Get Started with Cpp-Taskflow
Create a Taskflow Application
Dynamic Tasking
- Step 1: Create a Subflow
- Step 2: Detach or Join a Subflow
Taskflow Composition
Debug a Taskflow Graph
Monitor Thread Activities
API Reference
Caveats
System Requirements
Compile Unit Tests and Examples
Get Involved
Who is Using Cpp-Taskflow?
Contributors

Get Started with Cpp-Taskflow

The following example simple.cpp shows the basic Cpp-Taskflow API you need in most applications.

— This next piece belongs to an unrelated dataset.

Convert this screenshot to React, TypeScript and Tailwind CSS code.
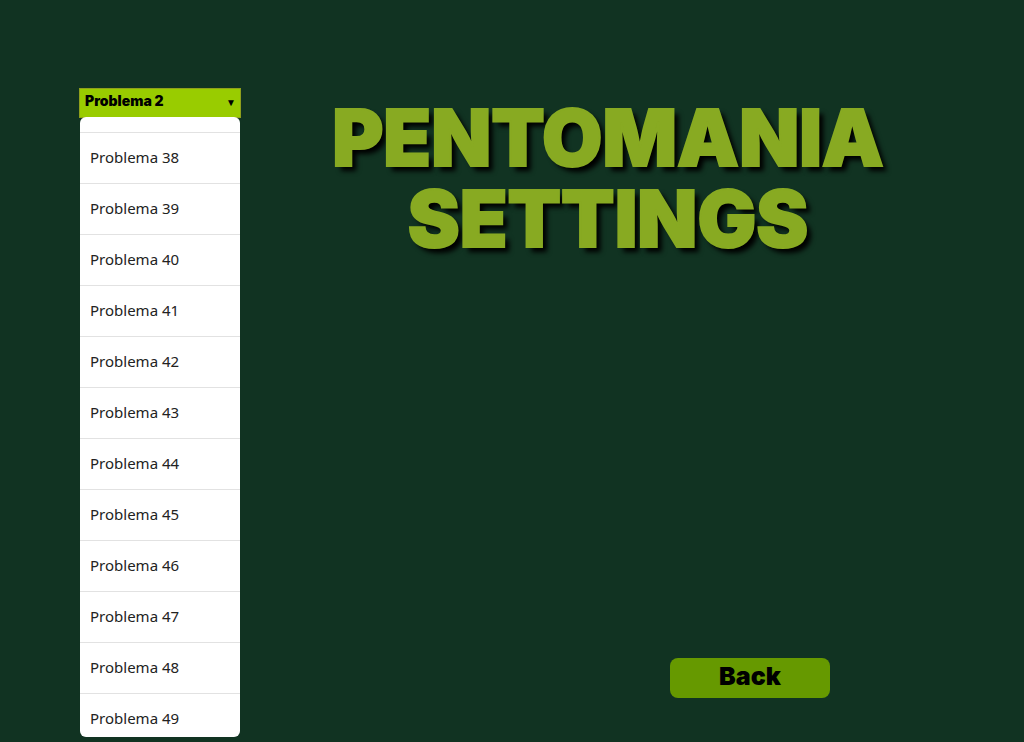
import { useLayoutEffect, useRef, useState } from 'react';

const problems = Array.from({ length: 50 }, (_, i) => `Problema ${i + 1}`);
const INITIAL_SCROLL = 1871;

function ProblemPicker() {
  const [selected, setSelected] = useState('Problema 2');
  const listRef = useRef<HTMLUListElement>(null);

  useLayoutEffect(() => {
    if (listRef.current) listRef.current.scrollTop = INITIAL_SCROLL;
  }, []);

  return (
    <div className="relative w-40 shrink-0 self-start">
      <select
        aria-label="Problema"
        value={selected}
        onChange={(e) => setSelected(e.target.value)}
        className="block h-7 w-full appearance-none bg-[#99cc00] px-[5px] pb-1 font-['Inter','Noto_Sans',sans-serif] text-sm font-black text-black ring-1 ring-[#8f9f1c] outline-none"
      >
        {problems.map((name) => (
          <option key={name}>{name}</option>
        ))}
      </select>
      <span aria-hidden="true" className="pointer-events-none absolute top-[5px] right-1 text-[10px] leading-4 text-black">
        ▼
      </span>
      <ul
        ref={listRef}
        className="absolute top-full left-0 h-[620px] w-full overflow-y-auto rounded-md bg-white [scrollbar-width:none]"
      >
        {problems.map((name) => (
          <li key={name} className="border-b border-[#e2e2e2]">
            <button
              type="button"
              onClick={() => setSelected(name)}
              className="block h-[50px] w-full px-2.5 pb-0.5 text-left text-[15px] text-[#222222]"
            >
              {name}
            </button>
          </li>
        ))}
      </ul>
    </div>
  );
}

export default function App() {
  return (
    <main className="flex min-h-screen bg-[#113322] pt-[89px] pr-20 pb-11 pl-20 font-['Noto_Sans',sans-serif]">
      <ProblemPicker />
      <section className="flex flex-1 flex-col">
        <h1 className="mt-2 ml-8 text-center font-['Inter','Noto_Sans',sans-serif] text-[78px] leading-[81px] font-black text-[#88aa22] uppercase [-webkit-text-stroke:2px_#88aa22] [text-shadow:5px_5px_5px_black]">
          Pentomania
          <br />
          Settings
        </h1>
        <button
          type="button"
          className="mt-auto mr-[114px] h-10 w-40 self-end rounded-lg bg-[#669900] pb-1 font-['Inter','Noto_Sans',sans-serif] text-[25px] leading-8 font-black text-black"
        >
          Back
        </button>
      </section>
    </main>
  );
}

#include <taskflow/taskflow.hpp>  // Cpp-Taskflow is header-only

int main(){
  
  tf::Executor executor;
  tf::Taskflow taskflow;

  auto [A, B, C, D] = taskflow.emplace(
    [] () { std::cout << "TaskA\n"; },               //  task dependency graph
    [] () { std::cout << "TaskB\n"; },               // 
    [] () { std::cout << "TaskC\n"; },               //          +---+          
    [] () { std::cout << "TaskD\n"; }                //    +---->| B |-----+   
  );                                                 //    |     +---+     |
                                                     //  +---+           +-v-+ 
  A.precede(B);  // A runs before B                  //  | A |           | D | 
  A.precede(C);  // A runs before C                  //  +---+           +-^-+ 
  B.precede(D);  // B runs before D                  //    |     +---+     |    
  C.precede(D);  // C runs before D                  //    +---->| C |-----+    
                                                     //          +---+          
  executor.run(taskflow).wait();

  return 0;
}

Compile and run the code with the following commands:

~$ g++ simple.cpp -std=c++1z -O2 -lpthread -o simple
~$ ./simple
TaskA
TaskC  <-- concurrent with TaskB
TaskB  <-- concurrent with TaskC
TaskD

It is clear now Cpp-Taskflow is powerful in parallelizing tasks with complex dependencies. The following example demonstrates a concurrent execution of 10 tasks with 15 dependencies. With Cpp-Taskflow, you only need 15 lines of code.

// source dependencies
S.precede(a0);    // S runs before a0
S.precede(b0);    // S runs before b0
S.precede(a1);    // S runs before a1

// a_ -> others
a0.precede(a1);   // a0 runs before a1
a0.precede(b2);   // a0 runs before b2
a1.precede(a2);   // a1 runs before a2
a1.precede(b3);   // a1 runs before b3
a2.precede(a3);   // a2 runs before a3

// b_ -> others
b0.precede(b1);   // b0 runs before b1
b1.precede(b2);   // b1 runs before b2
b2.precede(b3);   // b2 runs before b3
b2.precede(a3);   // b2 runs before a3

// target dependencies
a3.precede(T);    // a3 runs before T
b1.precede(T);    // b1 runs before T
b3.precede(T);    // b3 runs before T

Create a Taskflow Application

Cpp-Taskflow defines a very expressive API to create task dependency graphs. Most applications are developed through the following three steps.

Step 1: Create a Taskflow

Create a taskflow object to build a task dependency graph:

tf::Taskflow taskflow;

A task is a callable object for which std::invoke is applicable. Use the method emplace to create a task:

tf::Task A = taskflow.emplace([](){ std::cout << "Task A\n"; });

You can create multiple tasks at one time:

auto [A, B, C, D] = taskflow.emplace(
  [] () { std::cout << "Task A\n"; },
  [] () { std::cout << "Task B\n"; },
  [] () { std::cout << "Task C\n"; },
  [] () { std::cout << "Task D\n"; }
);

Step 2: Define Task Dependencies

You can add dependency links between tasks to enforce one task to run after another. The dependency graph must be a Directed Acyclic Graph (DAG). The handle Task supports different methods for you to describe task dependencies.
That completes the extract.